(Items from a dataset)
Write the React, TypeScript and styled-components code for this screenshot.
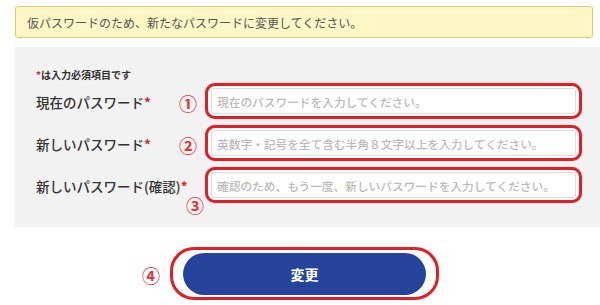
import * as React from "react";
import styled, { createGlobalStyle } from "styled-components";

const GlobalStyle = createGlobalStyle`
  html, body {
    margin: 0;
    padding: 0;
    background: #ffffff;
  }
  body {
    font-family: "Noto Sans CJK JP", "Noto Sans", sans-serif;
    color: #333333;
  }
`;

const Page = styled.div`
  width: 600px;
  height: 305px;
  overflow: hidden;
  padding: 6px 0 0 15px;
  box-sizing: border-box;
`;

const Notice = styled.div`
  width: 578px;
  height: 32px;
  box-sizing: border-box;
  display: flex;
  align-items: center;
  padding-left: 11px;
  background: #fdf7c6;
  border: 1px solid #d9c870;
  border-radius: 3px;
  font-size: 12px;
  color: #555555;
`;

const Panel = styled.div`
  margin-top: 9px;
  width: 585px;
  height: 180px;
  box-sizing: border-box;
  padding: 22px 0 0 21px;
  background: #f2f2f2;
`;

const RequiredNote = styled.div`
  font-size: 10px;
  line-height: 12px;
  font-weight: 700;
  color: #333333;
  margin-bottom: 2px;
`;

const Mark = styled.span`
  color: #d8262e;
  font-weight: 700;
`;

const Rows = styled.div`
  display: flex;
  flex-direction: column;
  gap: 6px;
`;

const Row = styled.div`
  display: grid;
  grid-template-columns: 144px 25px 377px;
  align-items: center;
  height: 36px;
`;

const Label = styled.div`
  font-size: 13.5px;
  font-weight: 500;
  color: #333333;
  white-space: nowrap;
  padding-top: 1px;
`;

const Num = styled.span<{ $drop?: boolean }>`
  font-size: 18px;
  line-height: 18px;
  font-weight: 700;
  color: #e0363c;
  align-self: ${(p) => (p.$drop ? "end" : "center")};
  margin-top: ${(p) => (p.$drop ? "0" : "3px")};
  margin-bottom: ${(p) => (p.$drop ? "-11px" : "0")};
  margin-left: ${(p) => (p.$drop ? "6px" : "-1px")};
`;

const Outline = styled.div`
  height: 36px;
  box-sizing: border-box;
  border: 3px solid #d8232b;
  border-radius: 10px;
  padding: 2px 3px;
  display: flex;
  background: #ffffff;
  box-shadow: 0 0 1px rgba(216, 35, 43, 0.6);
`;

const Field = styled.input`
  flex: 1;
  min-width: 0;
  box-sizing: border-box;
  border: 1px solid #dcdcdc;
  border-radius: 3px;
  padding: 0 5px;
  font-family: "Noto Sans CJK JP", "Noto Sans", sans-serif;
  font-size: 11.7px;
  font-weight: 500;
  color: #333333;
  background: #ffffff;
  outline: none;

  &::placeholder {
    color: #bababa;
  }
`;

const ButtonRow = styled.div`
  display: flex;
  align-items: center;
  gap: 10px;
  margin-top: 20px;
  padding-left: 128px;
`;

const Outer = styled.div`
  box-sizing: border-box;
  width: 269px;
  height: 53px;
  border: 3px solid #d8232b;
  border-radius: 24px;
  padding: 3px 10px 2px 10px;
  display: flex;
  box-shadow: 0 0 1px rgba(216, 35, 43, 0.6);
`;

const SubmitButton = styled.button`
  flex: 1;
  border: none;
  border-radius: 21px;
  background: #23449a;
  color: #ffffff;
  font-family: "Noto Sans CJK JP", "Noto Sans", sans-serif;
  font-size: 14px;
  font-weight: 700;
  cursor: pointer;
`;

const fields = [
  {
    label: "現在のパスワード",
    num: "①",
    placeholder: "現在のパスワードを入力してください。",
  },
  {
    label: "新しいパスワード",
    num: "②",
    placeholder: "英数字・記号を全て含む半角８文字以上を入力してください。",
  },
  {
    label: "新しいパスワード(確認)",
    num: "③",
    placeholder: "確認のため、もう一度、新しいパスワードを入力してください。",
    drop: true,
  },
];

export default function App() {
  return (
    <>
      <GlobalStyle />
      <Page>
        <Notice>仮パスワードのため、新たなパスワードに変更してください。</Notice>
        <Panel>
          <RequiredNote>
            <Mark>*</Mark>は入力必須項目です
          </RequiredNote>
          <Rows>
            {fields.map((f) => (
              <Row key={f.num}>
                <Label>
                  {f.label}
                  <Mark>*</Mark>
                </Label>
                <Num $drop={f.drop}>{f.num}</Num>
                <Outline>
                  <Field type="password" placeholder={f.placeholder} />
                </Outline>
              </Row>
            ))}
          </Rows>
        </Panel>
        <ButtonRow>
          <Num>④</Num>
          <Outer>
            <SubmitButton>変更</SubmitButton>
          </Outer>
        </ButtonRow>
      </Page>
    </>
  );
}
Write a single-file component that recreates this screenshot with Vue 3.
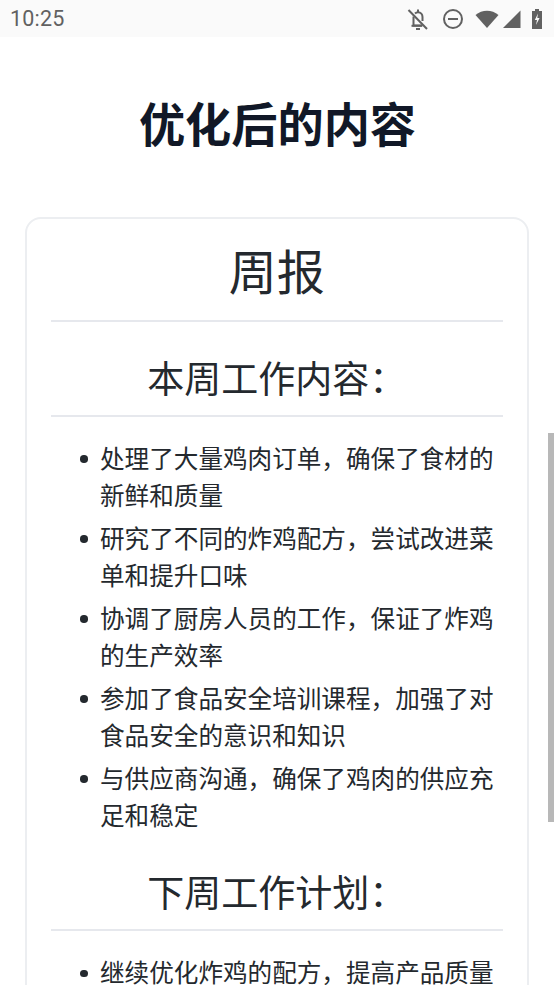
<script setup>
const thisWeek = [
  '处理了大量鸡肉订单，确保了食材的新鲜和质量',
  '研究了不同的炸鸡配方，尝试改进菜单和提升口味',
  '协调了厨房人员的工作，保证了炸鸡的生产效率',
  '参加了食品安全培训课程，加强了对食品安全的意识和知识',
  '与供应商沟通，确保了鸡肉的供应充足和稳定',
]
const nextWeek = ['继续优化炸鸡的配方，提高产品质量']
</script>

<template>
  <div class="screen">
    <header class="status">
      <span class="time">10:25</span>
      <div class="icons">
        <svg class="ic" width="24" height="24" viewBox="0 0 24 24" fill="none" stroke="#616161" stroke-width="2">
          <path d="M7.5 9.5V18.5H16.5" />
          <path d="M9 6.5C10 5.5 11 5.2 12 5.2C14.8 5.2 16.5 7.4 16.5 10V14" />
          <path d="M5.5 18.8H16" />
          <path d="M10 22H14" />
          <path d="M12 2.5V5" />
          <path d="M2.5 3L21 22" />
        </svg>
        <svg class="ic dnd" width="22" height="22" viewBox="0 0 22 22" fill="none" stroke="#616161" stroke-width="2">
          <circle cx="11" cy="11" r="9" />
          <path d="M6 11H16" />
        </svg>
        <svg class="ic wifi" width="24" height="18" viewBox="0 0 24 18">
          <path d="M0.5 5C7 -0.8 17 -0.8 23.5 5L12 18Z" fill="#616161" />
        </svg>
        <svg class="ic signal" width="18" height="18" viewBox="0 0 18 18">
          <path d="M17.5 0.5V18H0Z" fill="#616161" />
        </svg>
        <svg class="ic batt" width="12" height="20" viewBox="0 0 12 20">
          <path d="M4 0H8V2H11V20H1V2H4Z" fill="#616161" />
          <path d="M7 4.5L3.8 11H6L5 16L8.6 9H6.3Z" fill="#fafafa" />
        </svg>
      </div>
    </header>

    <main class="content">
      <h1 class="title">优化后的内容</h1>
      <section class="card">
        <h2 class="report">周报</h2>
        <h3 class="section">本周工作内容：</h3>
        <ul class="items">
          <li v-for="item in thisWeek" :key="item">{{ item }}</li>
        </ul>
        <h3 class="section">下周工作计划：</h3>
        <ul class="items">
          <li v-for="item in nextWeek" :key="item">{{ item }}</li>
        </ul>
      </section>
    </main>

    <div class="scrollbar"></div>
  </div>
</template>

<style scoped>
.screen {
  position: relative;
  width: 554px;
  height: 985px;
  overflow: hidden;
  background: #fff;
  font-family: "Noto Sans CJK SC", "Noto Sans", sans-serif;
}
.status {
  height: 37px;
  background: #fafafa;
  display: flex;
  align-items: center;
  justify-content: space-between;
  padding: 0 11px 0 10px;
  box-sizing: border-box;
}
.time {
  font-family: Roboto, sans-serif;
  font-size: 21.5px;
  color: #616161;
  letter-spacing: 0.2px;
}
.icons {
  display: flex;
  align-items: center;
}
.ic {
  display: block;
  flex: none;
}
.dnd {
  margin-left: 12px;
}
.wifi {
  margin-left: 11px;
}
.signal {
  margin-left: 4px;
}
.batt {
  margin-left: 10px;
}
.content {
  padding: 54px 25px 0;
}
.title {
  margin: 0 0 65px;
  padding: 1px 0 0 1px;
  text-align: center;
  font-size: 46.2px;
  line-height: 60px;
  font-weight: 700;
  color: #111827;
}
.card {
  border: 2px solid #eceef1;
  border-radius: 16px;
  padding: 14.5px 24px 24px 23.5px;
}
.report {
  margin: 0;
  padding-bottom: 16px;
  text-align: center;
  font-size: 48px;
  line-height: 70px;
  font-weight: 400;
  color: #24292e;
  border-bottom: 2px solid #e6e8ed;
}
.section {
  margin: 25px 0 0;
  padding-bottom: 8px;
  text-align: center;
  font-size: 37px;
  line-height: 60px;
  font-weight: 400;
  color: #24292e;
  border-bottom: 2px solid #e6e8ed;
}
.items {
  margin: 22px 0 28.5px;
  padding: 0 0 0 49.5px;
  list-style: none;
  font-size: 24.6px;
  line-height: 37px;
  color: #24292e;
}
.items li {
  position: relative;
  margin-bottom: 6px;
}
.items li::before {
  content: "";
  position: absolute;
  left: -20px;
  top: 16.5px;
  width: 7.5px;
  height: 7.5px;
  border-radius: 50%;
  background: #24292e;
}
.scrollbar {
  position: absolute;
  right: 0;
  top: 433px;
  width: 6px;
  height: 389px;
  background: #b8b8b8;
}
</style>
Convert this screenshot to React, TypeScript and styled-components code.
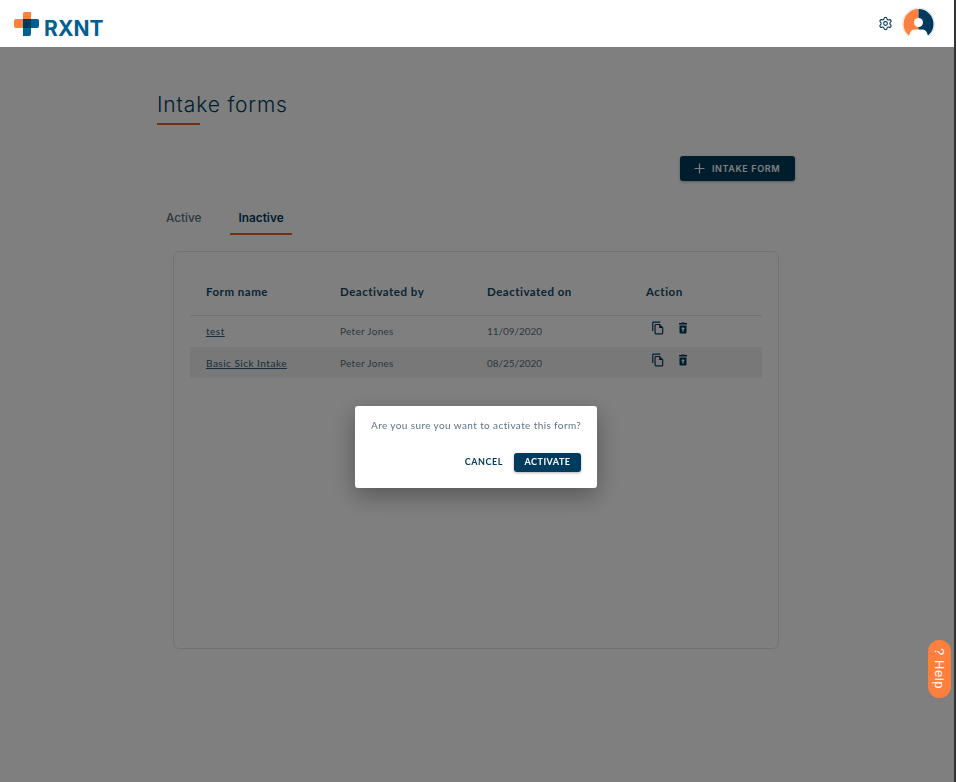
import styled, { createGlobalStyle } from 'styled-components';
import { Settings } from 'lucide-react';

const GlobalStyle = createGlobalStyle`
  html, body {
    margin: 0;
    padding: 0;
    background: #fff;
    height: 100%;
    overflow: hidden;
  }
  * {
    box-sizing: border-box;
  }
`;

const Page = styled.div`
  width: 954px;
  height: 782px;
  font-family: Lato, 'Liberation Sans', sans-serif;
  color: #003a5d;
`;

const Edge = styled.div`
  position: fixed;
  z-index: 40;
  top: 0;
  right: 0;
  bottom: 0;
  width: 2px;
  background: #333;
`;

const Header = styled.header`
  position: relative;
  z-index: 20;
  height: 47px;
  background: #fff;
  display: flex;
  align-items: center;
  justify-content: space-between;
  padding: 0 19px 0 14px;
`;

const Logo = styled.div`
  display: flex;
  align-items: center;
  gap: 5px;
`;

const LogoText = styled.span`
  font-family: Inter, sans-serif;
  font-weight: 700;
  font-size: 21px;
  letter-spacing: 0.1px;
  color: #00608f;
  margin-top: 10px;
`;

const HeaderRight = styled.div`
  display: flex;
  align-items: center;
  gap: 9px;
  color: #003a5d;
`;

const Main = styled.main`
  padding: 45px 0 0 157px;
`;

const Title = styled.h1`
  margin: 0;
  font-family: Inter, sans-serif;
  font-weight: 300;
  font-size: 21px;
  line-height: 25px;
  letter-spacing: 0.85px;
  color: #003a5d;
`;

const TitleRule = styled.div`
  width: 43px;
  height: 2px;
  margin-top: 6px;
  background: #e4632a;
`;

const Toolbar = styled.div`
  display: flex;
  justify-content: flex-end;
  width: 638px;
  margin-top: 31px;
`;

const AddButton = styled.button`
  display: flex;
  align-items: center;
  gap: 7px;
  height: 25px;
  width: 115px;
  padding: 0 0 0 14px;
  border: 0;
  border-radius: 3px;
  background: #003a5d;
  color: #fff;
  font-family: Inter, sans-serif;
  font-weight: 600;
  font-size: 9px;
  letter-spacing: 0.6px;
  box-shadow: 0 1px 3px rgba(0, 0, 0, 0.3);
`;

const Tabs = styled.div`
  display: flex;
  margin-top: 22px;
`;

const Tab = styled.div<{ $active?: boolean }>`
  height: 32px;
  padding: ${(p) => (p.$active ? '0 8px 0 9px' : '0 8px')};
  margin: ${(p) => (p.$active ? '0 0 0 -1px' : '0 21px 0 1px')};
  line-height: 31px;
  font-family: Inter, sans-serif;
  font-weight: ${(p) => (p.$active ? 600 : 500)};
  font-size: 11.8px;
  color: ${(p) => (p.$active ? '#003a5d' : '#557088')};
  border-bottom: 2px solid ${(p) => (p.$active ? '#e4632a' : 'transparent')};
`;

const Card = styled.section`
  width: 606px;
  height: 398px;
  margin: 16px 0 0 16px;
  padding: 24px 16px 0;
  background: #fff;
  border: 1px solid #e2e2e2;
  border-radius: 6px;
`;

const Row = styled.div<{ $shaded?: boolean; $head?: boolean }>`
  display: grid;
  grid-template-columns: 134px 147px 159px 1fr;
  align-items: center;
  height: ${(p) => (p.$head ? '40px' : '31px')};
  padding: ${(p) => (p.$head ? '0 0 8px 16px' : p.$shaded ? '1px 0 0 16px' : '0 0 1px 16px')};
  background: ${(p) => (p.$shaded ? '#f0f0f0' : 'transparent')};
  border-bottom: ${(p) => (p.$head ? '1px solid #e2e2e2' : '0')};
`;

const HeadCell = styled.div`
  font-size: 11.5px;
  font-weight: 700;
  letter-spacing: 0.5px;
  color: #14486a;
`;

const Cell = styled.div`
  font-size: 10px;
  letter-spacing: 0.3px;
  color: #5a6f80;
`;

const DateCell = styled(Cell)`
  letter-spacing: -0.05px;
`;

const FormLink = styled.a`
  font-size: 10px;
  letter-spacing: 0.5px;
  color: #2d5c7c;
  text-decoration: underline;
`;

const Actions = styled.div`
  display: flex;
  align-items: center;
  gap: 12px;
  padding-left: 5px;
  margin-top: -7px;
`;

const Backdrop = styled.div`
  position: fixed;
  inset: 0;
  z-index: 10;
  background: rgba(0, 0, 0, 0.5);
`;

const Dialog = styled.div`
  position: fixed;
  z-index: 15;
  left: 355px;
  top: 406px;
  width: 242px;
  height: 82px;
  padding: 13px 16px 0;
  background: #fff;
  border-radius: 3px;
  box-shadow: 0 8px 24px rgba(0, 0, 0, 0.32);
`;

const DialogText = styled.p`
  margin: 0;
  font-size: 10px;
  line-height: 12px;
  letter-spacing: 0.39px;
  color: #5d7488;
  white-space: nowrap;
`;

const DialogActions = styled.div`
  display: flex;
  justify-content: flex-end;
  align-items: center;
  gap: 11px;
  margin-top: 22px;
`;

const TextButton = styled.button`
  border: 0;
  padding: 0 0 2px;
  background: none;
  font-family: Lato, sans-serif;
  font-weight: 700;
  font-size: 9px;
  letter-spacing: 0.55px;
  color: #003a5d;
`;

const PrimaryButton = styled.button`
  width: 67px;
  height: 19px;
  border: 0;
  padding: 0 0 2px;
  border-radius: 3px;
  background: #003a5d;
  color: #fff;
  font-family: Lato, sans-serif;
  font-weight: 700;
  font-size: 9px;
  letter-spacing: 0.5px;
  box-shadow: 0 1px 3px rgba(0, 0, 0, 0.3);
`;

const HelpTab = styled.button`
  position: fixed;
  z-index: 30;
  left: 928px;
  top: 640px;
  width: 23px;
  height: 58px;
  border: 0;
  padding: 0;
  border-radius: 12px;
  background: #ff7f3f;
  color: #fff;
  font-family: 'Liberation Sans', sans-serif;
  font-size: 13px;
  letter-spacing: 0.6px;
  writing-mode: vertical-rl;
  text-align: center;
`;

const LogoMark = () => (
  <svg width="25" height="24" viewBox="0 0 25 24">
    <path d="M9 7V1.5A1.5 1.5 0 0 1 10.5 0H17v7z" fill="#ff7f3f" />
    <path d="M0 9a2 2 0 0 1 2-2h7v9H2a2 2 0 0 1-2-2z" fill="#ff7f3f" />
    <path d="M17 7h6a2 2 0 0 1 2 2v5a2 2 0 0 1-2 2h-6z" fill="#00608f" />
    <path d="M9 16h8v6a2 2 0 0 1-2 2H9z" fill="#00608f" />
    <rect x="9" y="7" width="8" height="9" fill="#003a5d" />
  </svg>
);

const Avatar = () => (
  <svg width="33" height="34" viewBox="0 0 33 34">
    <circle cx="16.5" cy="17" r="16" fill="#fff" stroke="#e4e4e4" />
    <path d="M16.5 2a15 15 0 0 0 0 30z" fill="#ff7f3f" />
    <path d="M16.5 2a15 15 0 0 1 0 30z" fill="#003a5d" />
    <circle cx="16.5" cy="15.5" r="4.5" fill="#fff" />
    <path d="M5 34l3-8a5 5 0 0 1 5-3.5h7a5 5 0 0 1 5 3.5l3 8z" fill="#fff" />
  </svg>
);

const CopyIcon = () => (
  <svg width="14" height="14" viewBox="0 0 24 24" fill="#003a5d">
    <path d="M16 1H4a2 2 0 0 0-2 2v14h2V3h12V1zm-1 4H8a2 2 0 0 0-2 2v14a2 2 0 0 0 2 2h11a2 2 0 0 0 2-2V11l-6-6zM8 21V7h6v5h5v9H8z" />
  </svg>
);

const TrashIcon = () => (
  <svg width="12" height="12" viewBox="0 0 24 24" fill="#003a5d">
    <path d="M15.5 2l-1-1h-5l-1 1H4v3h16V2h-4.5zM5 7v14a2 2 0 0 0 2 2h10a2 2 0 0 0 2-2V7H5zm7 3 4 4h-2.5v5h-3v-5H8l4-4z" />
  </svg>
);

const PlusIcon = () => (
  <svg width="11" height="11" viewBox="0 0 11 11" stroke="#fff" strokeWidth="1.2">
    <path d="M5.5 0.5v10M0.5 5.5h10" />
  </svg>
);

const rows = [
  { name: 'test', by: 'Peter Jones', on: '11/09/2020' },
  { name: 'Basic Sick Intake', by: 'Peter Jones', on: '08/25/2020' },
];

export default function App() {
  return (
    <Page>
      <GlobalStyle />
      <Header>
        <Logo>
          <LogoMark />
          <LogoText>RXNT</LogoText>
        </Logo>
        <HeaderRight>
          <Settings size={15} strokeWidth={1.7} />
          <Avatar />
        </HeaderRight>
      </Header>
      <Main>
        <Title>Intake forms</Title>
        <TitleRule />
        <Toolbar>
          <AddButton>
            <PlusIcon />
            INTAKE FORM
          </AddButton>
        </Toolbar>
        <Tabs>
          <Tab>Active</Tab>
          <Tab $active>Inactive</Tab>
        </Tabs>
        <Card>
          <Row $head>
            <HeadCell>Form name</HeadCell>
            <HeadCell>Deactivated by</HeadCell>
            <HeadCell>Deactivated on</HeadCell>
            <HeadCell>Action</HeadCell>
          </Row>
          {rows.map((r, i) => (
            <Row key={r.name} $shaded={i === 1}>
              <Cell>
                <FormLink>{r.name}</FormLink>
              </Cell>
              <Cell>{r.by}</Cell>
              <DateCell>{r.on}</DateCell>
              <Actions>
                <CopyIcon />
                <TrashIcon />
              </Actions>
            </Row>
          ))}
        </Card>
      </Main>
      <Backdrop />
      <Dialog>
        <DialogText>Are you sure you want to activate this form?</DialogText>
        <DialogActions>
          <TextButton>CANCEL</TextButton>
          <PrimaryButton>ACTIVATE</PrimaryButton>
        </DialogActions>
      </Dialog>
      <HelpTab>? Help</HelpTab>
      <Edge />
    </Page>
  );
}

■ GIVEN REQUEST ■
Within the listing above, find every line containing the string "code" and return it.

■ TASK ANSWER ■
Write the React, TypeScript and styled-components code for this screenshot.
Convert this screenshot to React, TypeScript and styled-components code.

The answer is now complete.